In the main thread, when I have triggered the termination event, I then wait on all the threads having exited.
SIGINT is actually not that difficult to handle and is often used for graceful termination. You need a signal handler and a way to tell all the threads that it's time to stop. One global flag that threads check in their loops and the signal handler sets might do. Same approach works for "on user command" termination, though you need a way to get the input from the terminal - either poll in a dedicated thread, or again, set the terminal to generate a signal for you.
The tricky part is to unblock waiting threads. You have to carefully design the notification protocol of who tells who to stop and what they need to do - put dummy message into a queue, set a flag and signal a cv, etc.
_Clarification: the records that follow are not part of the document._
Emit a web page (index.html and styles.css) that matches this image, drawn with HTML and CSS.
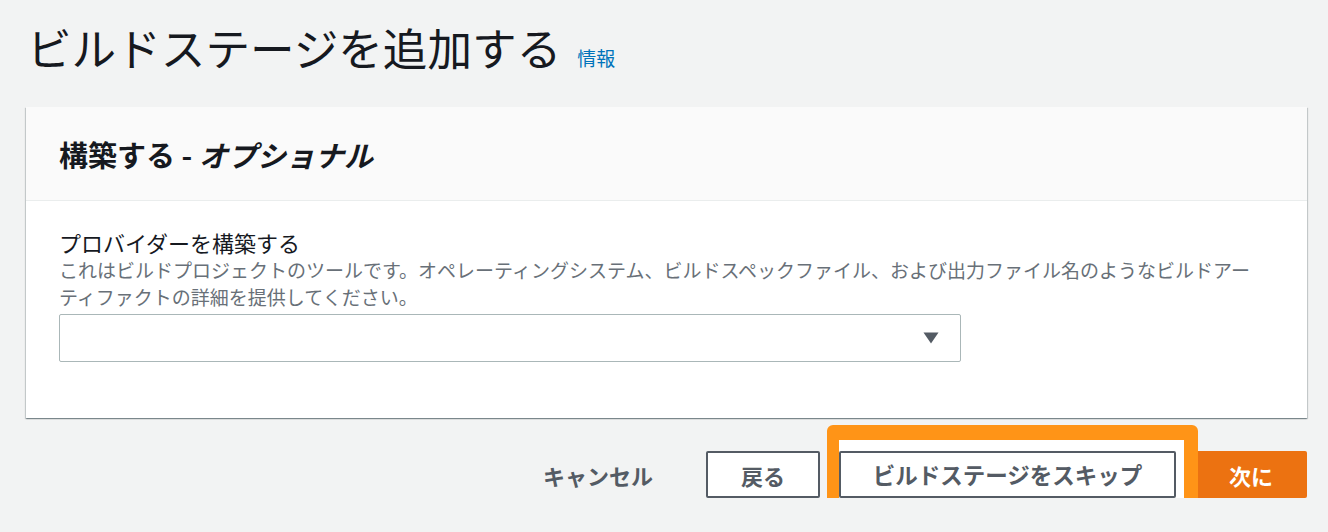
FILE: index.html
```html
<!DOCTYPE html>
<html lang="ja">
<head>
<meta charset="utf-8">
<title>ビルドステージを追加する</title>
<link rel="stylesheet" href="styles.css">
</head>
<body>
<div class="page">
  <div class="title-row">
    <h1 class="title">ビルドステージを追加する</h1>
    <a class="info" href="#">情報</a>
  </div>

  <section class="card">
    <div class="card-header">
      <h2 class="card-title">構築する - <em>オプショナル</em></h2>
    </div>
    <div class="card-body">
      <div class="field-label">プロバイダーを構築する</div>
      <div class="field-desc">これはビルドプロジェクトのツールです。オペレーティングシステム、ビルドスペックファイル、および出力ファイル名のようなビルドアーティファクトの詳細を提供してください。</div>
      <div class="select">
        <svg class="caret" width="16" height="12" viewBox="0 0 16 12"><path d="M0.5 0.5 H15.5 L8 11.5 Z" fill="#545b64"/></svg>
      </div>
    </div>
  </section>

  <div class="actions">
    <button class="btn btn-link">キャンセル</button>
    <button class="btn btn-normal">戻る</button>
    <div class="highlight">
      <button class="btn btn-normal btn-skip">ビルドステージをスキップ</button>
    </div>
    <button class="btn btn-primary">次に</button>
  </div>
</div>
</body>
</html>
```

FILE: styles.css
```css
* { box-sizing: border-box; }

html, body {
  margin: 0;
  background: #f2f3f3;
  font-family: "Noto Sans CJK JP", "Noto Sans", sans-serif;
  color: #16191f;
}

.page {
  padding: 20px 21px 0 26px;
}

.title-row {
  display: flex;
  align-items: baseline;
  gap: 16px;
  padding-left: 1px;
}

.title {
  margin: 0;
  font-size: 44.6px;
  font-weight: 400;
  line-height: 54px;
  color: #16191f;
}

.info {
  font-size: 19px;
  color: #0073bb;
  text-decoration: none;
}

.card {
  margin-top: 33px;
  background: #ffffff;
  box-shadow: 0 1px 1px 0 rgba(0, 28, 36, 0.3), 1px 1px 1px 0 rgba(0, 28, 36, 0.15), -1px 1px 1px 0 rgba(0, 28, 36, 0.15);
}

.card-header {
  height: 94px;
  display: flex;
  align-items: center;
  padding: 0 33px;
  background: #fafafa;
  border-bottom: 1px solid #eaeded;
}

.card-title {
  margin: 0;
  font-size: 29px;
  font-weight: 700;
  line-height: 36px;
  color: #16191f;
}

.card-title em {
  font-style: italic;
}

.card-body {
  padding: 27px 33px 56px 33px;
}

.field-label {
  font-size: 22px;
  line-height: 28px;
  color: #16191f;
}

.field-desc {
  max-width: 1205px;
  font-size: 19px;
  line-height: 27px;
  color: #687078;
}

.select {
  margin-top: 4px;
  width: 902px;
  height: 48px;
  border: 1px solid #aab7b8;
  border-radius: 2px;
  background: #ffffff;
  display: flex;
  align-items: center;
  justify-content: flex-end;
  padding-right: 21px;
}

.caret {
  display: block;
}

.actions {
  display: flex;
  justify-content: flex-end;
  align-items: center;
  gap: 19px;
  margin-top: 33px;
}

.btn {
  font-family: "Noto Sans CJK JP", "Noto Sans", sans-serif;
  font-size: 22px;
  font-weight: 700;
  height: 47px;
  padding: 0 33px;
  border-radius: 2px;
  line-height: 1;
  cursor: pointer;
}

.btn-link {
  background: transparent;
  border: none;
  color: #545b64;
  padding: 0 34px;
}

.btn-normal {
  background: #ffffff;
  border: 2px solid #545b64;
  color: #545b64;
}

.btn-skip {
  width: 337px;
  padding: 0;
  font-size: 22.5px;
}

.btn-primary {
  background: #ec7211;
  border: none;
  color: #ffffff;
  width: 112px;
  padding: 0;
}

/* annotation frame drawn over the row */
.highlight {
  position: relative;
  z-index: 1;
  display: flex;
  background: #ffffff;
  border: solid #ff9417;
  border-width: 15px 14px 14px 12px;
  border-radius: 6px;
  padding: 11px 8px 4px 0;
  margin: -26px -22px -18px -12px;
}
```
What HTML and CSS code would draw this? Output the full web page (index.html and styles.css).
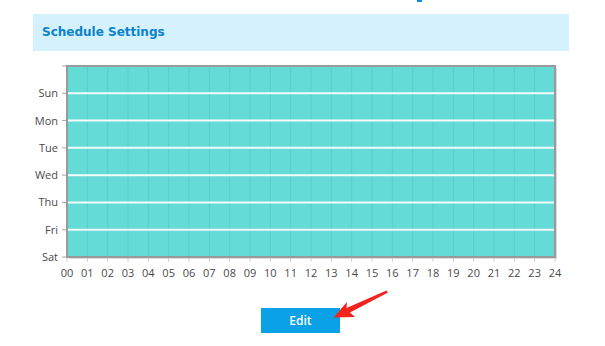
FILE: index.html
```html
<!doctype html>
<html>
<head>
<meta charset="UTF-8">
<meta name="viewport" content="width=device-width, initial-scale=1">
<link rel="stylesheet" href="styles.css">
</head>
<body>
<div class="top-mark"></div>
<div class="panel-title">Schedule Settings</div>

<div class="schedule-chart">
<svg id="chart" width="605" height="232" viewBox="0 58 605 232"></svg>
</div>

<div class="actions">
  <button class="btn-edit">Edit</button>
</div>

<svg class="pointer" width="60" height="34" viewBox="330 288 60 34">
  <path d="M333.5 317.5 L347 302 L346.5 308 L386.5 290.5 L388 292.5 L350 312.5 L355 317 Z" fill="#f2231d"/>
</svg>

<script>
var svg = document.getElementById('chart');
var ns = 'http://www.w3.org/2000/svg';
var left = 67, right = 555, top_ = 66, bottom = 257;
var days = ['Sun','Mon','Tue','Wed','Thu','Fri','Sat'];

function el(name, attrs, text){
	var e = document.createElementNS(ns, name);
	for (var k in attrs) e.setAttribute(k, attrs[k]);
	if (text) e.textContent = text;
	svg.appendChild(e);
	return e;
}

// shadow and plot area
el('rect', {x:left+2, y:top_+2, width:right-left, height:bottom-top_, fill:'#dcdcdc'});
el('rect', {x:left, y:top_, width:right-left, height:bottom-top_, fill:'#65dbd7'});

var step = (right-left)/24;
for (var i=0;i<=24;i++){
	var x = left + i*step;
	if (i>0 && i<24) el('line', {x1:x, y1:top_, x2:x, y2:bottom, stroke:'#58cfcb', 'stroke-width':1});
	el('line', {x1:x, y1:bottom+1, x2:x, y2:bottom+5, stroke:'#cfcfcf', 'stroke-width':1});
	el('text', {x:x, y:bottom+20, 'class':'hour'}, ('0'+i).slice(-2));
}

var row = (bottom-top_)/7;
el('line', {x1:left-5, y1:top_, x2:left, y2:top_, stroke:'#aaa', 'stroke-width':1});
for (var d=1; d<=7; d++){
	var y = top_ + d*row;
	if (d<7) el('line', {x1:left, y1:y, x2:right, y2:y, stroke:'#f4fbfb', 'stroke-width':2});
	el('line', {x1:left-5, y1:y, x2:left, y2:y, stroke:'#aaa', 'stroke-width':1});
	el('text', {x:left-9, y:y+4, 'class':'day'}, days[d-1]);
}

// frame
el('rect', {x:left, y:top_, width:right-left, height:bottom-top_, fill:'none', stroke:'#9a9a9a', 'stroke-width':2});
</script>
</body>
</html>
```

FILE: styles.css
```css
body{
  margin: 0;
  padding: 0;
  background: #fff;
  font-family: "DejaVu Sans", Verdana, sans-serif;
  position: relative;
}

.top-mark{
  position: absolute;
  left: 417px;
  top: 0;
  width: 5px;
  height: 2px;
  background: #0a8fd8;
}

.panel-title{
  margin: 14px 36px 0 33px;
  height: 37px;
  line-height: 37px;
  padding-left: 9px;
  background: #d4f1fd;
  color: #0a82cc;
  font-size: 12px;
  font-weight: bold;
}

.schedule-chart{
  margin-top: 7px;
  height: 232px;
}

.schedule-chart svg{
  display: block;
}

.hour, .day{
  font-family: "Open Sans", "Noto Sans", sans-serif;
  font-size: 11px;
  fill: #4a4a4a;
}

.hour{
  text-anchor: middle;
}

.day{
  text-anchor: end;
}

.actions{
  padding: 18px 0 0 261px;
}

.btn-edit{
  display: block;
  width: 79px;
  height: 25px;
  border: 0;
  padding: 0;
  background: #0aa1e6;
  color: #fff;
  font-family: "Open Sans", "Noto Sans", sans-serif;
  font-size: 12px;
  font-weight: 600;
}

.pointer{
  position: absolute;
  left: 330px;
  top: 288px;
}
```
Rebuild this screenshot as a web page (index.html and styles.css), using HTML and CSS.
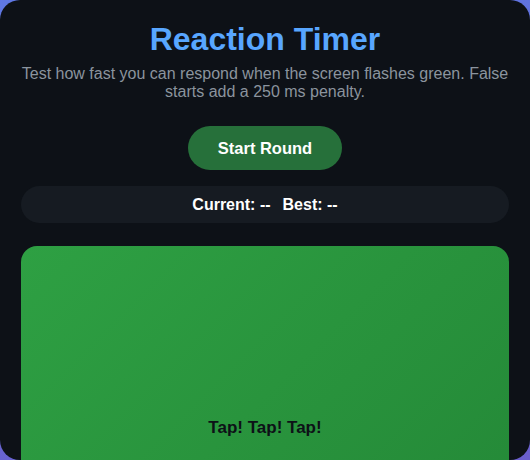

I'm trying to understand how asynchronous file operations being emulated using threads. I've found next-to-nothing materials to read about the subject.
Is it possible that:
a process uses a thread to open a regular file (HDD).
the parent gets the file descriptor from the thread, now it may close the thread.
the parent uses the file descriptor with a new thread, reading X bytes from the file.
the parent gets the file descriptor with the seek-position of the current file state.
the parent may repeat these operations, without the need to open, or seek, every time it wishes to "continue" reading a new chunk of the file?
This is just a wild guess of mine, would appreciate if anybody mind to shed more light to clarify how it's being emulated efficiently.
UPDATE:
By efficient I actually mean that I don't want the thread to "wait" since the moment the file been opened. Think of a HTTP non-blocking daemon which serves a client with a huge file, you want to use the thread to read chunks of the file without blocking the daemon - but you don't want to keep the thread busy while "waiting" for the actual transfer to take place, you want to use the thread for other blocking operations of other clients.
To understand asynchronous I/O better, it may be helpful to think in terms of overlapping operation. That is, the number of pending operations (operations that have been started but not yet completed) can simutaneously go above one.
A diagram that explains asynchronous I/O might look like this: http://msdn.microsoft.com/en-us/library/aa365683(VS.85).aspx
If you are using the asynchronous I/O capabilities provided by the underlying Operating System, then it is possible to asynchronously read from multiple files without spawning a equal number of threads.
If your underlying Operating System does not provide asynchronous I/O, or if you decide not to use it, in other words, you wish to emulate asynchronous operation by only using blocking I/O (the regular Read/Write provided by the Operating System) then it is necessary to spawn as many threads as the number of simutaneous I/O operations. This is because when a thread is making a function call to blocking I/O, the thread cannot continue its execution until the operation finishes. In order to start another blocking I/O operation, that operation has to be issued from another thread that is not already occupied.
When you open/create a file fire up a thread. Now store that thread id/ptr as your file handle.
Basically the thread will do nothing except sit in a loop waiting for an "event". A semaphore would be good here. When you want to do a read then you add the read command to a queue (remember to critical section the stack add), return a unique id, and then you increment the semaphore. If the thread is asleep it will now wake up and grab the first message off the queue and process it. When it has completed you remove the command from the queue.
To poll if a file read has completed you can, simply, check to see if its in the command queue. If its not there then the command has completed.
Furthermore if you want to allow synchronous reads as well then you can wait after sending the message through for an "event" to get triggered by the completion. You then check to see if the unique id is the queue and if it isn't you return control. If it still is then you go back to a wait state until the relevant unique id has been processed.